UNITED STATES DISTRICT COURT CENTRAL DISTRICT OF CALIFORNIA EASTERN DIVISION
Apr 26, 2016
No. EDCV 14-717 MWF (AJW) (C.D. Cal. Apr. 26, 2016)

Opinion

No. EDCV 14-717 MWF (AJW)

04-26-2016

HENRY PUCKETT, Plaintiff, v. G. AMAYA, et al., Defendants.


ORDER DISMISSING ACTION

On September 25, 2014, plaintiff filed a complaint pro se and in forma pauperis alleging claims for monetary and equitable relief under 42 U.S.C. § 1983. Plaintiff was a state prisoner when he filed the complaint, but he subsequently was released on parole. The named defendants are individual correctional officers and other employees of the California Department of Corrections and Rehabilitation sued in both their individual and official capacity. [Docket Nos. 9, 11]

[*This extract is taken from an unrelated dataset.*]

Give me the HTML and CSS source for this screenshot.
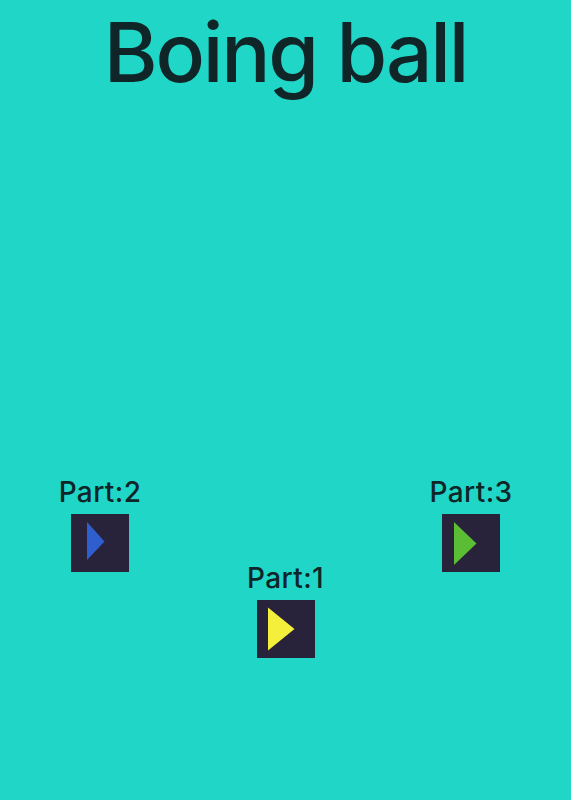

An order was filed directing the United States Marshal ("USM") to serve the summons and complaints on defendants. [Docket No. 13]. Pursuant to the procedures utilized by the Clerk of Court in such cases, a packet containing service of process forms (USM Form 285) was mailed to plaintiff to be completed and returned with the information needed by the USM to serve each defendant. After the USM advised the Court that it had not received completed service of process forms from plaintiff, the court issued an order to show cause on November 17, 2015 (the "OSC"). The OSC directed plaintiff

to show cause, if any there be, for his apparent failure to complete and return service of process forms to the USM. Plaintiff may do so by filing a declaration under penalty of perjury within twenty-one (21) days of the date of this order. Plaintiff is cautioned that failure to respond to this order within the time allowed, or failure to show good cause as described in this order, may lead to the dismissal of this action.
[Docket No. 15]. Plaintiff did not respond to the OSC within the time allowed.

It is well-established that a district court may dismiss an action for failure to prosecute, failure to follow court orders, or failure to comply with the national or local rules. See Fed. R. Civ. P. 41(b); C. D. Cal. Local R. 7-12, 41-1; Link v. Wabash R. Co., 370 U.S. 626, 629-630 (1962); Ghazali v. Moran, 46 F.3d 52, 53 (9th Cir.) (per curiam), cert. denied, 516 U.S. 838 (1995); Ferdik v. Bonzelet, 963 F.2d 1258, 1260 (9th Cir.), cert. denied, 506 U.S. 915 (1992); Carey v. King, 856 F.2d 1439, 1441 (9th Cir. 1988) (per curiam). "The power to invoke this sanction is necessary in order to prevent undue delays in the disposition of pending cases and to avoid congestion in the calendar of the District Courts." Link, 370 U.S. at 629-630.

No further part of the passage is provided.